This is Episode 2. A start has been made. And the start is never where it ends or even where it’s going. But we do continue a few more episodes with Poodle.
Poodle you old dog
With your foggy eyes – for you
We remain unseen.
Poodle was fortunately not a stray when she was surrendered to a senior dog rescue, Act2 pups. Of course, there are plenty of old dogs just like Poodle who are. Tragic, heartbreaking stories.
I have spent a lot of time in animal shelters. In fact my son – Rob of Rob’s Rescues – and I visited animal shelters and advocated for shelter dogs and cats every month for 10 years from 2014 through 2024.
If you want to make a difference in a dog or cat’s life but don’t have the time, energy or inclination to actually adopt one – there are plenty of opportunities to be an animal shelter volunteer. Animal shelter volunteers typically will help to socialize cats and dogs. They will take dogs for walks on shelter property. Sometimes clean cages. Any kindness shown to a shelter animal is a gift. Anyone can do it. Even those people who say – oh I could never volunteer in an animal shelter, I would want to adopt every one of the dogs. Yes, you can and no you wouldn’t.

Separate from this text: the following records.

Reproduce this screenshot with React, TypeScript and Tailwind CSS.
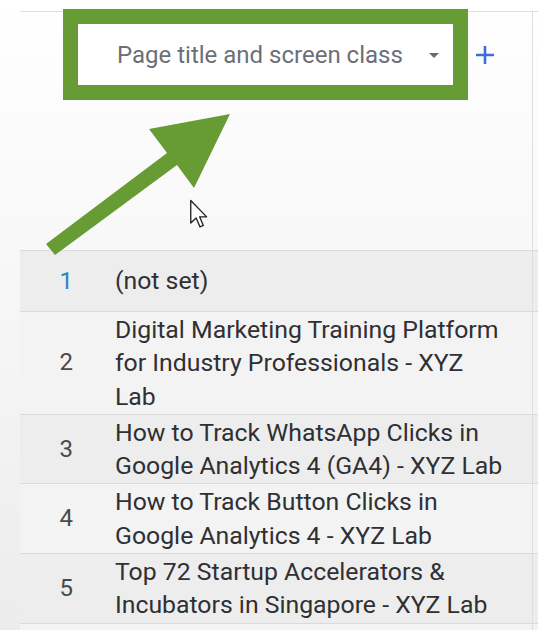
import React from "react";

const rows = [
  { n: "1", t: "(not set)", first: true },
  { n: "2", t: "Digital Marketing Training Platform for Industry Professionals - XYZ Lab" },
  { n: "3", t: "How to Track WhatsApp Clicks in Google Analytics 4 (GA4) - XYZ Lab" },
  { n: "4", t: "How to Track Button Clicks in Google Analytics 4 - XYZ Lab" },
  { n: "5", t: "Top 72 Startup Accelerators & Incubators in Singapore - XYZ Lab" },
  { n: "6", t: "Google Ads Benchmarks by Industry - XYZ Lab" },
];

export default function App() {
  return (
    <div
      className="relative w-[538px] h-[630px] overflow-hidden bg-gradient-to-b from-white via-[#f6f6f6] to-[#ececec] pl-[20px] pt-[11px]"
      style={{ fontFamily: "Roboto, 'Liberation Sans', sans-serif" }}
    >
      <div className="border-t border-[#dedede]">
        {/* header */}
        <div className="flex h-[238px]">
          <div className="flex-1 flex items-start">
            <div className="ml-[43px] -mt-[3px] w-[405px] h-[91px] border-[15px] border-[#679c34] bg-white flex items-center pl-[39px] pr-[14px]">
              <span className="text-[24px] text-[#6a6f78] whitespace-nowrap">
                Page title and screen class
              </span>
              <span className="ml-auto mt-[2px] w-0 h-0 border-l-[5px] border-r-[5px] border-t-[5px] border-l-transparent border-r-transparent border-t-[#6b6b6b]" />
            </div>
            <div className="ml-[7px] mt-[33px] w-[20px] h-[20px] flex items-center justify-center">
              <svg width="20" height="20" viewBox="0 0 20 20">
                <path d="M10 1v18M1 10h18" stroke="#3a6fd8" strokeWidth="2.6" />
              </svg>
            </div>
          </div>
          <div className="w-[6px] border-l border-[#dedede]" />
        </div>
        {/* rows */}
        {rows.map((r, i) => (
          <div
            key={r.n}
            className={
              "flex border-t border-[#dadada] " +
              (i % 2 === 0 ? "bg-[#ededed]" : "bg-[#f3f3f3]")
            }
          >
            <div className="flex-1 flex items-center min-h-[60px] py-[1px]">
              <div
                className={
                  "w-[53px] text-right text-[24px] leading-[33px] " +
                  (r.first ? "text-[#2a86b8]" : "text-[#4a4a4a]")
                }
              >
                {r.n}
              </div>
              <div className="ml-[42px] w-[390px] text-[24.8px] leading-[33.3px] text-[#2f3033]">
                {r.t}
              </div>
            </div>
            <div className="w-[6px] border-l border-[#dedede]" />
          </div>
        ))}
      </div>

      {/* annotation arrow */}
      <svg className="absolute left-0 top-0" width="538" height="630" viewBox="0 0 538 630">
        <polygon
          points="46,244 167,153 149,129 230,114 194,188 177,165 55,255"
          fill="#679c34"
        />
      </svg>

      {/* mouse cursor */}
      <svg className="absolute left-[189px] top-[199px]" width="20" height="30" viewBox="0 0 13 20">
        <path
          d="M1 1 L1 16 L4.6 12.6 L7.2 18.6 L9.4 17.6 L6.9 11.9 L11.6 11.9 Z"
          fill="white"
          stroke="#222"
          strokeWidth="0.9"
          strokeLinejoin="round"
        />
      </svg>
    </div>
  );
}
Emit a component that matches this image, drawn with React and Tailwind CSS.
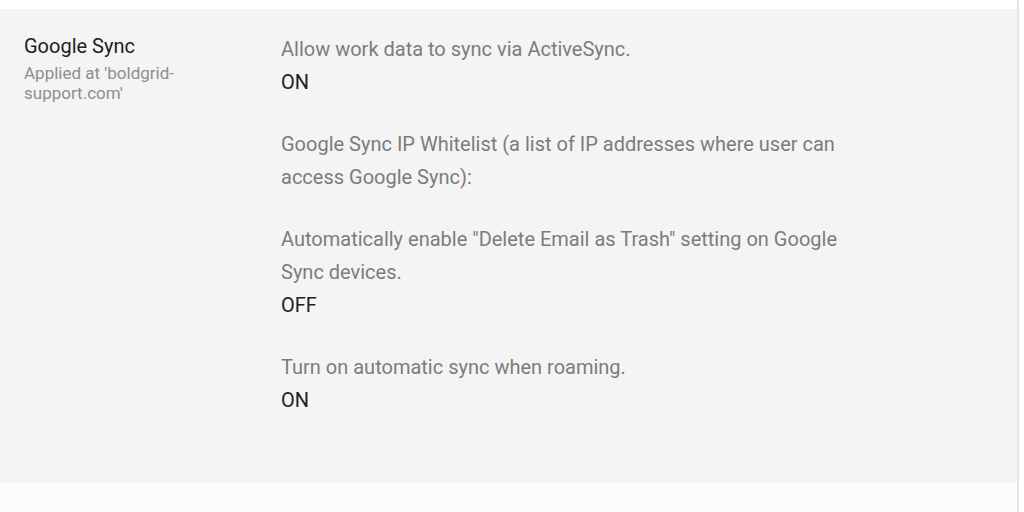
const settings = [
  { label: "Allow work data to sync via ActiveSync.", value: "ON" },
  {
    label:
      "Google Sync IP Whitelist (a list of IP addresses where user can access Google Sync):",
    value: null,
  },
  {
    label:
      'Automatically enable "Delete Email as Trash" setting on Google Sync devices.',
    value: "OFF",
  },
  { label: "Turn on automatic sync when roaming.", value: "ON" },
];

export default function App() {
  return (
    <div
      className="flex h-[512px] w-full bg-white"
      style={{ fontFamily: "Roboto, 'Liberation Sans', sans-serif" }}
    >
      <div className="flex flex-1 flex-col pt-[9px]">
        <section className="flex h-[474px] bg-[#f4f4f4] pl-6 pt-[24px]">
          {/* titre du bloc */}
          <div className="w-[180px] shrink-0 pt-[3px]">
            <h3 className="text-[20px] leading-[20px] text-[#212121]">Google Sync</h3>
            <p className="mt-[7px] text-[17px] leading-[20px] text-[#8e8e8e]">
              Applied at 'boldgrid-support.com'
            </p>
          </div>

          <div className="ml-[77px] flex w-[572px] flex-col gap-[29px]">
            {settings.map((s, i) => (
              <div key={i} className="text-[20px] leading-[33px]">
                <p className="text-[#7c7c7c]">{s.label}</p>
                {s.value && <p className="text-[#212121]">{s.value}</p>}
              </div>
            ))}
          </div>
        </section>
        <div className="flex-1 bg-[#fcfcfc]" />
      </div>
      <div className="w-[7px] border-l-2 border-[#e6e6e6] bg-white" />
    </div>
  );
}
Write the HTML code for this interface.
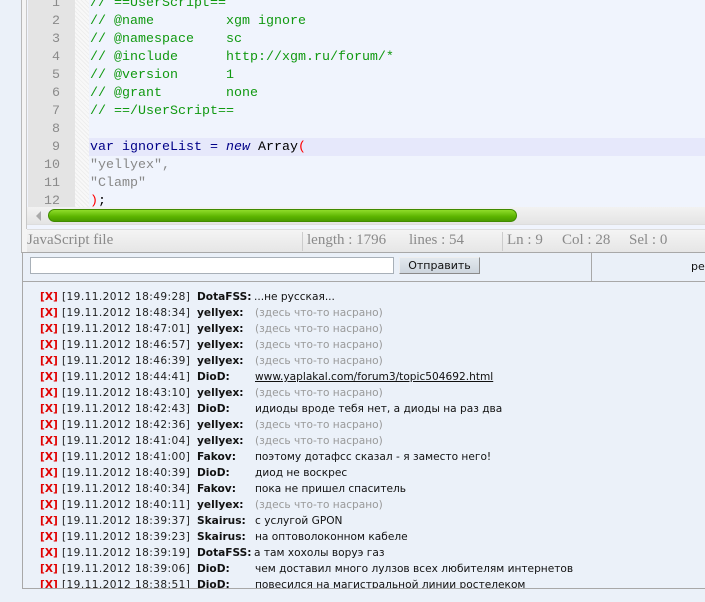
<!DOCTYPE html>
<html><head><meta charset="utf-8"><style>
*{margin:0;padding:0;box-sizing:border-box}
body{width:705px;height:602px;background:#ebf1f9;position:relative;overflow:hidden;font-family:"DejaVu Sans","Liberation Sans",sans-serif}
.a{position:absolute}
#ed{left:21px;top:0;width:690px;height:253px;border-left:1px solid #b8b8b8;border-bottom:1px solid #a8a8a8;background:#f4f4f4}
#in{left:26px;top:0;width:690px;height:229px;border-left:1px solid #c8c8c8;background:#f0f4fd}
#gut{left:28px;top:0;width:47px;height:207px;background:#e4e4e4}
#str{left:75px;top:0;width:14px;height:207px;background:repeating-linear-gradient(45deg,#eeeeee 0 1px,#f8f8f8 1px 3px)}
#hl{left:89px;top:138px;width:620px;height:18px;background:#e6e8fb}
.ln{position:absolute;left:28px;width:32px;text-align:right;font:13.33px "Liberation Mono",monospace;color:#8a8a8a;line-height:18px}
.cd{position:absolute;left:90px;font:13.33px "Liberation Mono",monospace;line-height:18px;white-space:pre}
.cm{color:#119911}.str{color:#888}.kw{color:#000088}.pn{color:#ff0000}
#sb{left:27px;top:207px;width:690px;height:18px;background:linear-gradient(#f2f2f2,#e4e4e4);border-bottom:1px solid #ddd}
#th{left:48px;top:209px;width:469px;height:13px;border-radius:7px;background:linear-gradient(#8fdc2a,#5cb400 60%,#4a9c00);border:1px solid #3f8a00}
#st{left:27px;top:229px;width:690px;height:23px;background:linear-gradient(#f4f4f4,#e6e6e6);border-top:1px solid #ddd;font:15px "Liberation Serif",serif;color:#8a8a8a}
#st span{position:absolute;top:2px;white-space:pre}
.sep{position:absolute;top:2px;width:1px;height:19px;background:#ccc}
#row{left:22px;top:253px;width:690px;height:29px;border-left:1px solid #a8a8a8;border-bottom:1px solid #a8a8a8;background:#eaf0f8}
#inp{left:30px;top:257px;width:364px;height:17px;background:#fff;border:1px solid #a8b0b8}
#btn{left:399px;top:257px;width:81px;height:17px;background:linear-gradient(#e2e8ee,#cdd5dd);border:1px solid #8a8a8a;border-top-color:#eee;border-left-color:#eee;font-size:11px;color:#111;text-align:center;line-height:15px}
#chat{left:22px;top:282px;width:690px;height:307px;border-left:1px solid #a8a8a8;border-bottom:1px solid #a8a8a8}
.r{position:absolute;left:0;width:705px;height:16px;font-size:10.6px;line-height:16px;white-space:nowrap}
.r b.x{position:absolute;left:40px;color:#e00000}
.r .t{position:absolute;left:62px;color:#222;letter-spacing:.4px}
.r .n{position:absolute;left:197px;color:#111;font-weight:bold}
.r .m{position:absolute;left:255px;color:#111}
.r .g{color:#999}
.r a{color:#111;text-decoration:underline}
</style></head><body>
<div id="ed" class="a"></div>
<div id="in" class="a"></div>
<div id="gut" class="a"></div>
<div id="str" class="a"></div>
<div id="hl" class="a"></div>
<div class="ln" style="top:-5px">1</div><div class="ln" style="top:13px">2</div><div class="ln" style="top:31px">3</div><div class="ln" style="top:49px">4</div><div class="ln" style="top:67px">5</div><div class="ln" style="top:85px">6</div><div class="ln" style="top:103px">7</div><div class="ln" style="top:121px">8</div><div class="ln" style="top:139px">9</div><div class="ln" style="top:157px">10</div><div class="ln" style="top:175px">11</div><div class="ln" style="top:193px">12</div>
<div class="cd cm" style="top:-5px">// ==UserScript==</div>
<div class="cd cm" style="top:13px">// @name         xgm ignore</div>
<div class="cd cm" style="top:31px">// @namespace    sc</div>
<div class="cd cm" style="top:49px">// @include      http://xgm.ru/forum/*</div>
<div class="cd cm" style="top:67px">// @version      1</div>
<div class="cd cm" style="top:85px">// @grant        none</div>
<div class="cd cm" style="top:103px">// ==/UserScript==</div>
<div class="cd kw" style="top:139px">var ignoreList = <i>new</i> <span style="color:#000">Array</span><span class="pn">(</span></div>
<div class="cd str" style="top:157px">"yellyex",</div>
<div class="cd str" style="top:175px">"Clamp"</div>
<div class="cd" style="top:193px;height:14px;overflow:hidden"><span class="pn">)</span>;</div>
<div id="sb" class="a"></div>
<div class="a" style="left:36px;top:211px;width:0;height:0;border-top:5px solid transparent;border-bottom:5px solid transparent;border-right:5px solid #aaa"></div>
<div id="th" class="a"></div>
<div id="st" class="a"><span style="left:0">JavaScript file</span><div class="sep" style="left:275px"></div><span style="left:280px">length : 1796</span><span style="left:382px">lines : 54</span><div class="sep" style="left:475px"></div><span style="left:480px">Ln : 9</span><span style="left:535px">Col : 28</span><span style="left:602px">Sel : 0</span></div>
<div id="row" class="a"><div class="a" style="left:568px;top:0;width:1px;height:28px;background:#a8a8a8"></div><div class="a" style="left:668px;top:7px;font-size:11px;color:#111">ре</div></div>
<div id="inp" class="a"></div>
<div id="btn" class="a">Отправить</div>
<div class="a" style="left:0;top:289px;width:705px;height:299px;overflow:hidden">
<div class="r" style="top:0"><b class="x">[X]</b><span class="t">[19.11.2012 18:49:28]</span><b class="n">DotaFSS:</b><span class="m" style="left:254px">...не русская...</span></div>
<div class="r" style="top:16px"><b class="x">[X]</b><span class="t">[19.11.2012 18:48:34]</span><b class="n">yellyex:</b><span class="m g">(здесь что-то насрано)</span></div>
<div class="r" style="top:32px"><b class="x">[X]</b><span class="t">[19.11.2012 18:47:01]</span><b class="n">yellyex:</b><span class="m g">(здесь что-то насрано)</span></div>
<div class="r" style="top:48px"><b class="x">[X]</b><span class="t">[19.11.2012 18:46:57]</span><b class="n">yellyex:</b><span class="m g">(здесь что-то насрано)</span></div>
<div class="r" style="top:64px"><b class="x">[X]</b><span class="t">[19.11.2012 18:46:39]</span><b class="n">yellyex:</b><span class="m g">(здесь что-то насрано)</span></div>
<div class="r" style="top:80px"><b class="x">[X]</b><span class="t">[19.11.2012 18:44:41]</span><b class="n">DioD:</b><span class="m"><a>www.yaplakal.com/forum3/topic504692.html</a></span></div>
<div class="r" style="top:96px"><b class="x">[X]</b><span class="t">[19.11.2012 18:43:10]</span><b class="n">yellyex:</b><span class="m g">(здесь что-то насрано)</span></div>
<div class="r" style="top:112px"><b class="x">[X]</b><span class="t">[19.11.2012 18:42:43]</span><b class="n">DioD:</b><span class="m">идиоды вроде тебя нет, а диоды на раз два</span></div>
<div class="r" style="top:128px"><b class="x">[X]</b><span class="t">[19.11.2012 18:42:36]</span><b class="n">yellyex:</b><span class="m g">(здесь что-то насрано)</span></div>
<div class="r" style="top:144px"><b class="x">[X]</b><span class="t">[19.11.2012 18:41:04]</span><b class="n">yellyex:</b><span class="m g">(здесь что-то насрано)</span></div>
<div class="r" style="top:160px"><b class="x">[X]</b><span class="t">[19.11.2012 18:41:00]</span><b class="n">Fakov:</b><span class="m">поэтому дотафсс сказал - я заместо него!</span></div>
<div class="r" style="top:176px"><b class="x">[X]</b><span class="t">[19.11.2012 18:40:39]</span><b class="n">DioD:</b><span class="m">диод не воскрес</span></div>
<div class="r" style="top:192px"><b class="x">[X]</b><span class="t">[19.11.2012 18:40:34]</span><b class="n">Fakov:</b><span class="m">пока не пришел спаситель</span></div>
<div class="r" style="top:208px"><b class="x">[X]</b><span class="t">[19.11.2012 18:40:11]</span><b class="n">yellyex:</b><span class="m g">(здесь что-то насрано)</span></div>
<div class="r" style="top:224px"><b class="x">[X]</b><span class="t">[19.11.2012 18:39:37]</span><b class="n">Skairus:</b><span class="m">с услугой GPON</span></div>
<div class="r" style="top:240px"><b class="x">[X]</b><span class="t">[19.11.2012 18:39:23]</span><b class="n">Skairus:</b><span class="m">на оптоволоконном кабеле</span></div>
<div class="r" style="top:256px"><b class="x">[X]</b><span class="t">[19.11.2012 18:39:19]</span><b class="n">DotaFSS:</b><span class="m" style="left:254px">а там хохолы воруэ газ</span></div>
<div class="r" style="top:272px"><b class="x">[X]</b><span class="t">[19.11.2012 18:39:06]</span><b class="n">DioD:</b><span class="m">чем доставил много лулзов всех любителям интернетов</span></div>
<div class="r" style="top:288px"><b class="x">[X]</b><span class="t">[19.11.2012 18:38:51]</span><b class="n">DioD:</b><span class="m">повесился на магистральной линии ростелеком</span></div>
</div>
<div id="chat" class="a"></div>
</body></html>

Back to Poodle. Poodle was surrendered at an advance age to a senior dog rescue. His owner didn’t decide he was no longer wanted. Quite the contrary, his owner was devastated to lose a dog she had loved for 12 years. But the owner had to go into assisted living and the owner’s family did not want the dog.
One is tempted to think the worst of people who surrender dogs to shelters. Here is an essay I wrote some years back on the subject.
It’s tempting to leave it at that question with all the disdain and judgement it conjures up. In our ‘holier than thou’ minds we see some callous Scrooge like character gather this bundle of tired bones and drop it on the shelter doorstep, no backward glance to meet the brown eyes, somewhat clouded, that greeted him with devotion at the door the past 16 years.
It’s quite possible. It happens all the time. Legs start to buckle. Fatty old-age benign tumors develop beneath the skin. Visions of death and dying and all the anguish, vet bills, smells and troubles that goes with old age can cloud even the most steadfast pet owner’s thoughts causing him to act with a fear based mentality.
In the end the dog is surrendered. The deed is done. Whether done with a closed heart or a broken one it doesn’t really matter. It’s also possible that the situation is just inherently tragic. The owner died. The owner went into hospice care……. A worker at the shelter told me a story this morning of a couple who spent two hours sitting on the floor of the shelter saying goodbye to their dog. The woman was very ill and would soon be hospitalized. They were staying with her parents who would not take the dog. They had tried living in their car in order to keep their dog but the woman’s medical issues made that impossible. They left the dog in the shelter as a last heart-breaking resort. A nondescript medium sized brown dog in a sea of similar misfortune. Two months later a family with three children visited the shelter and fell in love with this medium sized brown dog. This story has a happy ending. Many don’t.
The question remains, what are you going to do about it?
So a start has been made. It’s probably not very good either.
One can only hope it gets better. In life and Podcasts, I imagine.